Tamara was a character that I wrote thinking of my own sisters or cousins. It’s a very particular character because she’s like a child, but with an adult mind, very aware of what’s happening in the world, but at the same time with a very pure soul. I wrote her like that and different girls tried out [for the part]. We found Tamara in the middle of casting and she is from another city, not the capital, and it was very funny to see her acting because she was very natural. She wasn’t too [conscious of] the cameras. She wasn’t aware of it and she just took this like a game. That was exactly what we wanted. And the most important thing is that she didn’t have any prejudices with this community and that was a very important part for Lidia. We were very lucky because she’s very talented and she had never [acted] before, so we had to work a little bit with her. but she learned very fast how to play this game in the best way possible.
Casting was the most beautiful part of the film because in the production, it was like “Oh my God, this is such a big cast. We don’t know how it’s going to work.” But at the end of the day, when you work with these talented people that really want to do the film and really want to tell a story, it’s very easy. You [add] a lot of new things — some dialogue, some action, like the party scenes — it was very fun to shoot with them.
For lack of a better term, there are a number of fight scenes where the women swarm around someone to attack or defend themselves and you really feel both the passion and the violence at the same time. Were they interesting to choreograph to get such a unique feeling?
At the beginning, I thought that it would be more difficult because we had choreographies for the fight scenes, but during the shooting, it was actually very fun because we all wanted to learn. We had rules at the beginning and then we were just playing, so it was very cool to let [the cast] go with their emotions in the fight scenes — and with the emotional scenes too. It was a family reunion where we just play a game.
The colors are very intense throughout in the costumes and the production design, which is a great contrast against the desert setting. Did the palette come to mind early on?
Yeah, I worked a lot with my production designer [Bernardita Baeza], who is the closest person that I have in the process of the film and we tried to give a sense of color to everything that we create and to make our own rules. We tried to create these weird, colorful flowers that grow up in the middle of the desert and every character had to have a detail [specific to them], like the red of Flamingo [to express] the blood, the passion, and Lydia, who [is adorned with] blue because it’s more calm. A lot of characters play with colors, [as well as other] details and textures, and that was work that we did with the art directors in [preproduction], but even when we were reading [the script together as cast and crew], we had some ideas, and it was just constructing things little by little.

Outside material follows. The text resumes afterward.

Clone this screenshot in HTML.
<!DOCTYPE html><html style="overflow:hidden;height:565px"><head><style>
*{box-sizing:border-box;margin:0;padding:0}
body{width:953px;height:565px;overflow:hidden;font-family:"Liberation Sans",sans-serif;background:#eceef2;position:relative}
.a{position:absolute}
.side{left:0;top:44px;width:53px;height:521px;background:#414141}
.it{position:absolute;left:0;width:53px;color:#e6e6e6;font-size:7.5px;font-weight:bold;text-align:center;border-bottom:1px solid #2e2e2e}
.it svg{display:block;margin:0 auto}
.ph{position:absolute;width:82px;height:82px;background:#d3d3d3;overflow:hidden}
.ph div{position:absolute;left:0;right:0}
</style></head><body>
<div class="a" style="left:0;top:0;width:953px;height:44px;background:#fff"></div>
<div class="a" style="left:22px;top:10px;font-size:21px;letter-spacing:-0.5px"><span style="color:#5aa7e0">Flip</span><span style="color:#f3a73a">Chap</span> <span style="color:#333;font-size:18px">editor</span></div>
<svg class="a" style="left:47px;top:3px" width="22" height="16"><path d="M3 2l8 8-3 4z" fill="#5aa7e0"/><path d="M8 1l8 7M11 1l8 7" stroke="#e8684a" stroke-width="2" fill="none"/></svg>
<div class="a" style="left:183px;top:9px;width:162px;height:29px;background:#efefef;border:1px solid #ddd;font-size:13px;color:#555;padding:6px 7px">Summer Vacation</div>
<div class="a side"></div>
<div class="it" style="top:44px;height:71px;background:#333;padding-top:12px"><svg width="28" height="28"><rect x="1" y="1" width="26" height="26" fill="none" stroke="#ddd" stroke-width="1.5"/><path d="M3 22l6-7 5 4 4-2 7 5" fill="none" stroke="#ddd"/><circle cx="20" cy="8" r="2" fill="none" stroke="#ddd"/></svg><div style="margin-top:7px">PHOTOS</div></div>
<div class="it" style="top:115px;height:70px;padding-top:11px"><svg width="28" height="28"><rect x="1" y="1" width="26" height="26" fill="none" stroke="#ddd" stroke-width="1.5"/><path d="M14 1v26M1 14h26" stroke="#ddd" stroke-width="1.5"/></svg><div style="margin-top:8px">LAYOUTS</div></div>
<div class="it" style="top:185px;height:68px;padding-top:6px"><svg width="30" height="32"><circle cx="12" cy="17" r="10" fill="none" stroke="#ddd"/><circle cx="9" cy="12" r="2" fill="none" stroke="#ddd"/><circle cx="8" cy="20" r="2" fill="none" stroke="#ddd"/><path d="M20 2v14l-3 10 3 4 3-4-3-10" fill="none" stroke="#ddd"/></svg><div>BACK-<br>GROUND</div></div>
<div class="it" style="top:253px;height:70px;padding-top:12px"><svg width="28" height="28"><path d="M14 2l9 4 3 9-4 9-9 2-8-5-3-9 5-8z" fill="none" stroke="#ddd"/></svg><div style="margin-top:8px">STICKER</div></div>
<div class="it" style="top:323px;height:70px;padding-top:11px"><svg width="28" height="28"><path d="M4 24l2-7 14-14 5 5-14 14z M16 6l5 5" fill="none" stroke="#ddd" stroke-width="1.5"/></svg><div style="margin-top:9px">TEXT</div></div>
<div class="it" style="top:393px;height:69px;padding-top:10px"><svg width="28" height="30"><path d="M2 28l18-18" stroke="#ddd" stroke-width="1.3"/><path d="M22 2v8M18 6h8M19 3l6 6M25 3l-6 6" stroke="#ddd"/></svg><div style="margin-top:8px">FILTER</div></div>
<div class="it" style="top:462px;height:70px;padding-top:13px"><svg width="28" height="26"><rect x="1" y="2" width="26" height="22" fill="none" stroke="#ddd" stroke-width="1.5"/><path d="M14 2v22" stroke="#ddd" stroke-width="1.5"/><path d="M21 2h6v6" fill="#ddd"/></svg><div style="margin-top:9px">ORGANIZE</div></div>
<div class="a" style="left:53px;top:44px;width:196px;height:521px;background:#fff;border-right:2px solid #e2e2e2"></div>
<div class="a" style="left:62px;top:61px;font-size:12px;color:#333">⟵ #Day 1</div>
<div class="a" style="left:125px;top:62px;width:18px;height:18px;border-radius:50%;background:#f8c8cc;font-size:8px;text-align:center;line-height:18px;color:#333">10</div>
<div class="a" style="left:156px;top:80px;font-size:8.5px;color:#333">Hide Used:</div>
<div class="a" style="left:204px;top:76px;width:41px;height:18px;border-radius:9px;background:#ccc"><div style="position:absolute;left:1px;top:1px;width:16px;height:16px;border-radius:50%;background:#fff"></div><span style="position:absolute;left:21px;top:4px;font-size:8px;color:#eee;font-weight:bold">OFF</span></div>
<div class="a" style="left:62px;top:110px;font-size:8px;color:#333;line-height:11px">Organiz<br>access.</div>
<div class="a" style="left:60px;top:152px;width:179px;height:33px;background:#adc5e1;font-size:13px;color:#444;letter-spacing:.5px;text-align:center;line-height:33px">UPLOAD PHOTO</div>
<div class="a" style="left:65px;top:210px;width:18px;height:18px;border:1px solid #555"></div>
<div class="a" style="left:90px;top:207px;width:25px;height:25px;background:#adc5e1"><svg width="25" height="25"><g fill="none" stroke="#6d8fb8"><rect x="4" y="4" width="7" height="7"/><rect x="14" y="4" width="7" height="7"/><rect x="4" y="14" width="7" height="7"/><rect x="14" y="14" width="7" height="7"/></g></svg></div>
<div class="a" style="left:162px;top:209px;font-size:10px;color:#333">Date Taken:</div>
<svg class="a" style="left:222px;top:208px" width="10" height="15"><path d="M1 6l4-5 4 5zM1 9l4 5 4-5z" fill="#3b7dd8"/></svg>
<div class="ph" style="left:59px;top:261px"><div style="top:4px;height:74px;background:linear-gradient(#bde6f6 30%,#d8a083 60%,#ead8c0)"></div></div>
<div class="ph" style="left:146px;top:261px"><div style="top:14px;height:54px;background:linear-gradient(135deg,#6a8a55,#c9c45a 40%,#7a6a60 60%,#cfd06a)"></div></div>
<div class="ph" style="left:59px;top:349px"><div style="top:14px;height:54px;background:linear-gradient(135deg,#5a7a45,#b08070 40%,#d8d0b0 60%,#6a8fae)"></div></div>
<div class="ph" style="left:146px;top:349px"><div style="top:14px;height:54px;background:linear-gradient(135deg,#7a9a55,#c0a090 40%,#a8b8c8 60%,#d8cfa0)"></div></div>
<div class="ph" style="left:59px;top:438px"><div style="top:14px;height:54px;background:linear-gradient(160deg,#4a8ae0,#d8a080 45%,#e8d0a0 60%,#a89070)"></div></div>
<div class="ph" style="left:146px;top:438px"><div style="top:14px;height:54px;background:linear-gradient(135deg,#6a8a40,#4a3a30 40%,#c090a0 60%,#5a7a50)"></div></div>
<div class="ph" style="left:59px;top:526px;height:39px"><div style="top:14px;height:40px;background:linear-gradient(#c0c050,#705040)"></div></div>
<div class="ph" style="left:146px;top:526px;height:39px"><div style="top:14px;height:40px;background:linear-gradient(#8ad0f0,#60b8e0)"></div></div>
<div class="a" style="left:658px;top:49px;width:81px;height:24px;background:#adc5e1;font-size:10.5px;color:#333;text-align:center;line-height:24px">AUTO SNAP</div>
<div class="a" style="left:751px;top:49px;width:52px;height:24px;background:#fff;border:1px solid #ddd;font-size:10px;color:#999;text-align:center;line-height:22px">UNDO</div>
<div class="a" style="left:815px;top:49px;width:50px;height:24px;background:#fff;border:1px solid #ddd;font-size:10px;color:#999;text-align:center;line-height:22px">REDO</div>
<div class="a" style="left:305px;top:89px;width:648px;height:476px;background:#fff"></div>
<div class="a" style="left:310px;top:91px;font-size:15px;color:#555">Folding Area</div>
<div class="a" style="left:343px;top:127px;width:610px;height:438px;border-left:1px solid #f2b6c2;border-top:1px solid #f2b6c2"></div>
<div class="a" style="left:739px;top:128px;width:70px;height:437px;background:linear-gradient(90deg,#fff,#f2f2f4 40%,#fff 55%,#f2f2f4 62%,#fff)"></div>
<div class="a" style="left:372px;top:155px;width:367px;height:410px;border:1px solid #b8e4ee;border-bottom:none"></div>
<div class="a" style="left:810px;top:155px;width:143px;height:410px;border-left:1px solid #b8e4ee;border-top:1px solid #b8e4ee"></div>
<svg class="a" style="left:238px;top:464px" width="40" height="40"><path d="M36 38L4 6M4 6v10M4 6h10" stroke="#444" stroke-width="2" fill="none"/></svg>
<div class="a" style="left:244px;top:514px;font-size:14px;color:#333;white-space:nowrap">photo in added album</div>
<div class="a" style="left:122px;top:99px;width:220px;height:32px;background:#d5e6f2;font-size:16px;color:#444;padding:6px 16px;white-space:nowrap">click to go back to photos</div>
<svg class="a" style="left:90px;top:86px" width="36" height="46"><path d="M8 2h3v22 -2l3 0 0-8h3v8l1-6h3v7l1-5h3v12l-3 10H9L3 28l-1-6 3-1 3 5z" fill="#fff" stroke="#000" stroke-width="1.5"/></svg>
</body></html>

What was it like to put music on this? It becomes a great element of moving between various tones.
I did a couple of shorts before this film, and I never had music, so the composition of the music was completely new for me. I really, really enjoyed it. It was like a third part of the writing process. Florencia [Di Concilio], the composer, was a very important part of this film. I met her when the movie was edited and we had some references, but [I told her] just to go with what the scenes gave us. It was very good because in the moment of composition, you connect ideas that you forgot in the middle of the shooting and you can bring back or you can create new things depending on what the feeling that the actors gave you. It was a very creative moment and the songs come from different places, but it was all from a moment of connection between me, her and the movie.

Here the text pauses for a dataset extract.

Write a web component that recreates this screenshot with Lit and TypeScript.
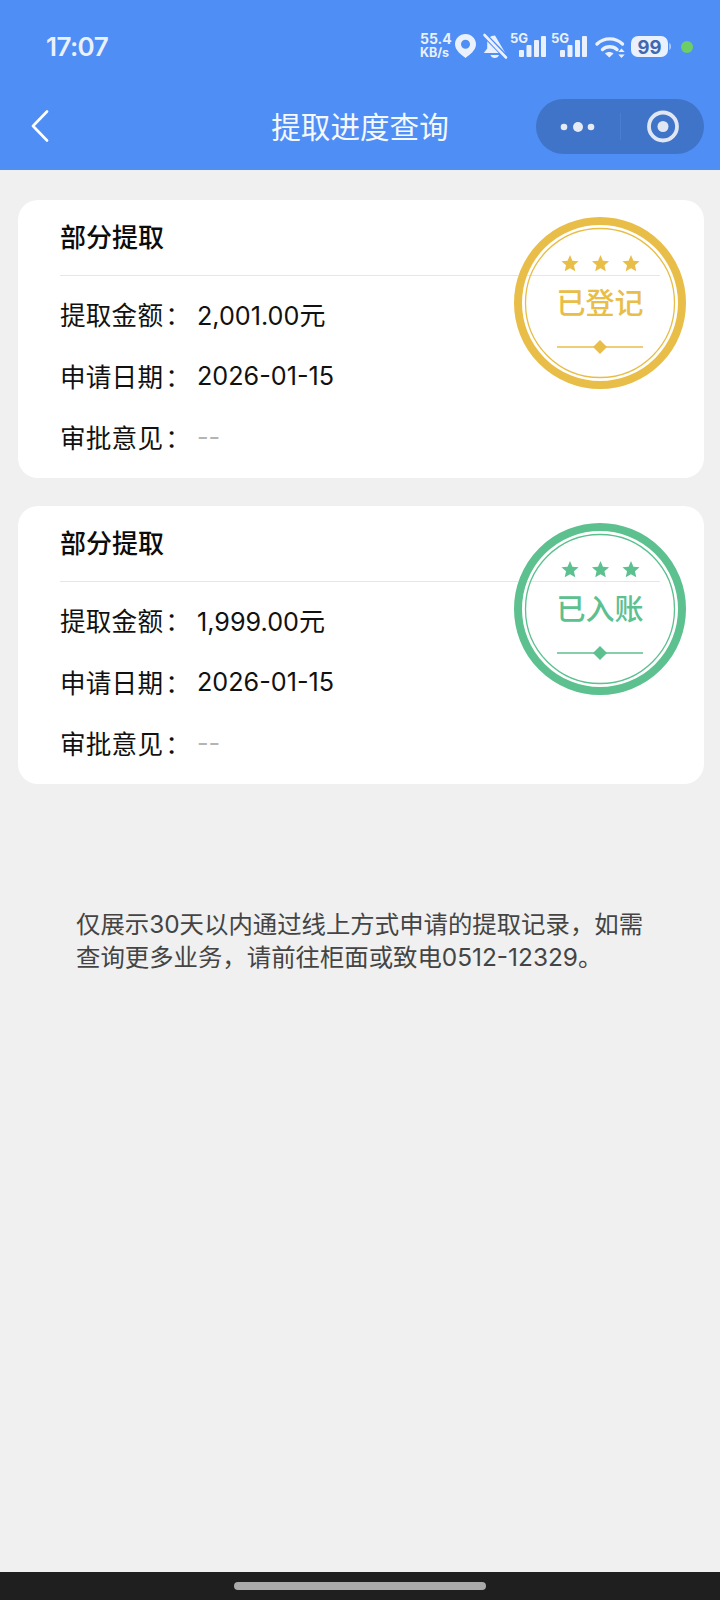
import { LitElement, html, css, svg } from "lit";
import { customElement } from "lit/decorators.js";

const star = (cx: number, cy: number, r: number) => {
  const pts: string[] = [];
  for (let i = 0; i < 10; i++) {
    const a = (-90 + i * 36) * (Math.PI / 180);
    const rad = i % 2 === 0 ? r : r * 0.46;
    pts.push(`${(cx + rad * Math.cos(a)).toFixed(2)},${(cy + rad * Math.sin(a)).toFixed(2)}`);
  }
  return svg`<polygon points=${pts.join(" ")} fill="currentColor"></polygon>`;
};

const stamp = (label: string, cls: string) => html`
  <svg class="stamp ${cls}" viewBox="0 0 172 172" width="172" height="172">
    <circle cx="86" cy="86" r="82" fill="none" stroke="currentColor" stroke-width="8"></circle>
    <circle cx="86" cy="86" r="74.500" fill="none" stroke="currentColor" stroke-width="1.300"></circle>
    ${star(56, 47, 9)}${star(86.5, 47, 9)}${star(117, 47, 9)}
    <text class="stamp-text" x="86" y="96.500" text-anchor="middle" fill="currentColor">${label}</text>
    <line x1="43" y1="130" x2="129" y2="130" stroke="currentColor" stroke-width="1.600"></line>
    <polygon points="86,123 93,130 86,137 79,130" fill="currentColor"></polygon>
  </svg>`;

const row = (k: string, v: string, unit = "", muted = false) => html`
  <div class="row">
    <span class="k">${k}<span class="colon">：</span></span>
    <span class="v ${muted ? "muted" : ""}">${v}<span class="unit">${unit}</span></span>
  </div>`;

@customElement("app-root")
export class AppRoot extends LitElement {
  static styles = css`
    :host {
      display: block;
      width: 720px;
      height: 1600px;
      background: #f0f0f0;
      font-family: "Inter", "Noto Sans CJK SC", sans-serif;
      overflow: hidden;
    }
    .page { display: flex; flex-direction: column; height: 1600px; }
    .head { background: #4f8ef5; height: 170px; flex: none; display: flex; flex-direction: column; }
    .status { height: 96px; box-sizing: border-box; display: flex; align-items: center; padding: 0 25px 2px 46px; color: #eaf1fd; }
    .time { font: 600 26px/1 "Inter", sans-serif; letter-spacing: -0.6px; flex: 1; }
    .icons { display: block; flex: none; }
    .nav { height: 56px; display: grid; grid-template-columns: 1fr auto 1fr; align-items: center; padding: 0 16px; margin-top: 2px; }
    .back { display: block; margin-left: 15px; }
    .title { text-align: center; color: #f4f8ff; font: 400 29.6px/1 "Noto Sans CJK SC", sans-serif; }
    .capsule { display: block; justify-self: end; }
    .list { display: flex; flex-direction: column; gap: 28px; padding: 30px 16px 0 18px; }
    .card { position: relative; background: #fff; border-radius: 20px; height: 278px; padding: 0 44px 0 42px; box-sizing: border-box; }
    .card-title { height: 75px; border-bottom: 1px solid #e6e6e6; font: 500 26px/72px "Noto Sans CJK SC", sans-serif; color: #0c0c0c; }
    .rows { display: flex; flex-direction: column; padding-top: 7px; }
    .row { height: 61.5px; display: flex; align-items: center; color: #111; }
    .k { width: 138px; flex: none; font-family: "Noto Sans CJK SC", sans-serif; font-size: 25.6px; letter-spacing: 0.2px; }
    .colon { margin-left: 2px; }
    .v { font-size: 25.2px; font-weight: 400; margin-left: -1px; }
    .unit { font-size: 26px; }
    .muted { color: #b4b4b4; }
    .stamp { position: absolute; left: 496px; top: 17px; }
    .gold { color: #e8bd48; }
    .green { color: #5cc08f; }
    .stamp-text { font: 500 29px "Noto Sans CJK SC", sans-serif; }
    .note { margin: 124px 0 0 76px; width: 580px; font-size: 24.4px; line-height: 33px; color: #444; }
    .spacer { flex: 1; }
    .home { flex: none; height: 28px; background: #1f1f1f; display: flex; justify-content: center; align-items: center; }
    .pill { width: 252px; height: 8px; border-radius: 4px; background: #aaaaaa; }
  `;

  render() {
    return html`<div class="page">
      <div class="head">
        <div class="status">
          <div class="time">17:07</div>
          <svg class="icons" width="275" height="34" viewBox="0 0 275 34" fill="currentColor">
            <g font-family="Inter, sans-serif" font-weight="700" fill="currentColor">
              <text x="0" y="14" font-size="14">55.4</text>
              <text x="0" y="27" font-size="12.500">KB/s</text>
              <text x="90" y="13" font-size="13">5G</text>
              <text x="131" y="13" font-size="13">5G</text>
            </g>
            <path fill-rule="evenodd" d="M45.500 4c-5.800 0-10.500 4.600-10.500 10.300 0 6.300 6.800 10.800 10.500 13.700 3.700-2.900 10.500-7.400 10.500-13.700C56 8.600 51.300 4 45.500 4zm0 5.800a4.500 4.500 0 1 1 0 9 4.500 4.500 0 0 1 0-9z"></path>
            <path d="M75 5.500c-4.800 0-7.800 3.400-7.800 7.800v5.200l-3.400 4.500h21.500L75 5.500z M70.500 25h8.500c-.6 2-2.300 3-4.300 3s-3.600-1-4.200-3z"></path>
            <path d="M65.500 6 L86 27" stroke="#4f8ef5" stroke-width="5" fill="none"></path>
            <path d="M64.500 5 L86 27.500" stroke="currentColor" stroke-width="2.600" stroke-linecap="round" fill="none"></path>
            <rect x="99" y="20" width="5" height="7" rx="1"></rect>
            <rect x="106.500" y="15" width="5" height="12" rx="1"></rect>
            <rect x="114" y="10" width="5" height="17" rx="1"></rect>
            <rect x="121" y="6" width="5" height="21" rx="1"></rect>
            <rect x="140" y="20" width="5" height="7" rx="1"></rect>
            <rect x="147.500" y="15" width="5" height="12" rx="1"></rect>
            <rect x="155" y="10" width="5" height="17" rx="1"></rect>
            <rect x="162" y="6" width="5" height="21" rx="1"></rect>
            <g fill="none" stroke="currentColor" stroke-width="3.400" stroke-linecap="round">
              <path d="M177 14c7-6.800 18.500-6.800 25.500 0"></path>
              <path d="M182.500 19.500c4-3.700 10.500-3.700 14.500 0"></path>
            </g>
            <path d="M185 23.500c2.400-2 6-2 8.500 0l-4.200 4z"></path>
            <path d="M201.500 18.500l3.200 3.500h-6.400z M201.500 28l3.200-3.500h-6.400z"></path>
            <rect x="211" y="6" width="37" height="21" rx="7"></rect>
            <path d="M249.500 13c1.500.5 1.500 6.500 0 7z"></path>
            <text x="229.500" y="23.500" text-anchor="middle" font-family="Inter, sans-serif" font-weight="700" font-size="18.500" fill="#3f68b0">99</text>
            <circle cx="267" cy="17" r="6" fill="#6ccf66"></circle>
          </svg>
        </div>
        <div class="nav">
          <svg class="back" width="18" height="32" viewBox="0 0 18 32"><path d="M16 1.500 L2 16 L16 30.500" fill="none" stroke="#fff" stroke-width="2.600" stroke-linecap="round" stroke-linejoin="round"></path></svg>
          <div class="title">提取进度查询</div>
          <svg class="capsule" width="168" height="55" viewBox="0 0 168 55">
            <rect width="168" height="55" rx="27.500" fill="#3f74c9"></rect>
            <rect x="84" y="14" width="1" height="27" fill="#4a7ed0"></rect>
            <circle cx="28" cy="28" r="3.300" fill="#e6ebf3"></circle>
            <circle cx="42" cy="28" r="5" fill="#e6ebf3"></circle>
            <circle cx="55" cy="28" r="3.300" fill="#e6ebf3"></circle>
            <circle cx="127" cy="27.500" r="14" fill="none" stroke="#e0e7f2" stroke-width="3.800"></circle>
            <circle cx="127" cy="27.500" r="5.500" fill="#e0e7f2"></circle>
          </svg>
        </div>
      </div>
      <div class="list">
        <div class="card">
          <div class="card-title">部分提取</div>
          <div class="rows">
            ${row("提取金额", "2,001.00", "元")}
            ${row("申请日期", "2026-01-15")}
            ${row("审批意见", "--", "", true)}
          </div>
          ${stamp("已登记", "gold")}
        </div>
        <div class="card">
          <div class="card-title">部分提取</div>
          <div class="rows">
            ${row("提取金额", "1,999.00", "元")}
            ${row("申请日期", "2026-01-15")}
            ${row("审批意见", "--", "", true)}
          </div>
          ${stamp("已入账", "green")}
        </div>
      </div>
      <div class="note">仅展示30天以内通过线上方式申请的提取记录，如需查询更多业务，请前往柜面或致电0512-12329。</div>
      <div class="spacer"></div>
      <div class="home"><div class="pill"></div></div>
    </div>`;
  }
}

Since you bring up your shorts, it’s interesting that all your films have been told from the perspective of children. Is it easy or difficult getting back into that place of curiosity?
That’s not something that I’ve thought. I think that when you tell the stories through the eyes of a kid, you find another kind of innocence. The eyes of a kid will always be more pure in how they are not so contaminated by the violence of the adult world, and this is very important because with these topics [that I’ve made films about], [where] a lot of people try to take away the rights that the community has and there’s a lot of hate speech, questioning if we should have those rights, when you see it through the eyes of a kid, you know the truth. You know that that hate doesn’t come from the human being. It just comes from the fear that the society gives you when you’re an adult, so to tell this story through the eyes of a kid is saying this hate is not an [inherent] part of the human being. It’s something that powerful people create to have more control, [using fear] to control of what we are. The children just make you come back to the pureness of the human soul.
That really seems to have resonated with this film. What has it been like to engage with audiences?
It has been really great. We’ve been showing the film around the entire world and now it’s the theatrical release in a lot of countries, including the U.S. Tthe connection with the audiences has been so warm and I really think the film brings out something good in people’s hearts. When you create a film, you are so lonely sometimes because we spend so many years doing this and when we are showing the film a lot, it really feels like a collective project and that people can connect with Mama Boa, with Flamingo, with Lidia and with the entire project, that really makes me proud.
“The Mysterious Gaze of the Flamingo” will screen on December 11th in Los Angeles at the Los Feliz 3, December 12th and 14th in New York at the Roxy Cinema, December 20th and 23rd in Edmonton at the Metro Cinema, January 2nd in Columbus, Ohio at the Gateway Film Center, January 8th in Bloomington, Indiana at the Cicada Cinema, January 15th in Portland, Maine at Space Gallery and February 5th through 8th in Seattle at the Northwest Film Forum. It is also available to rent via the Letterboxd rental store.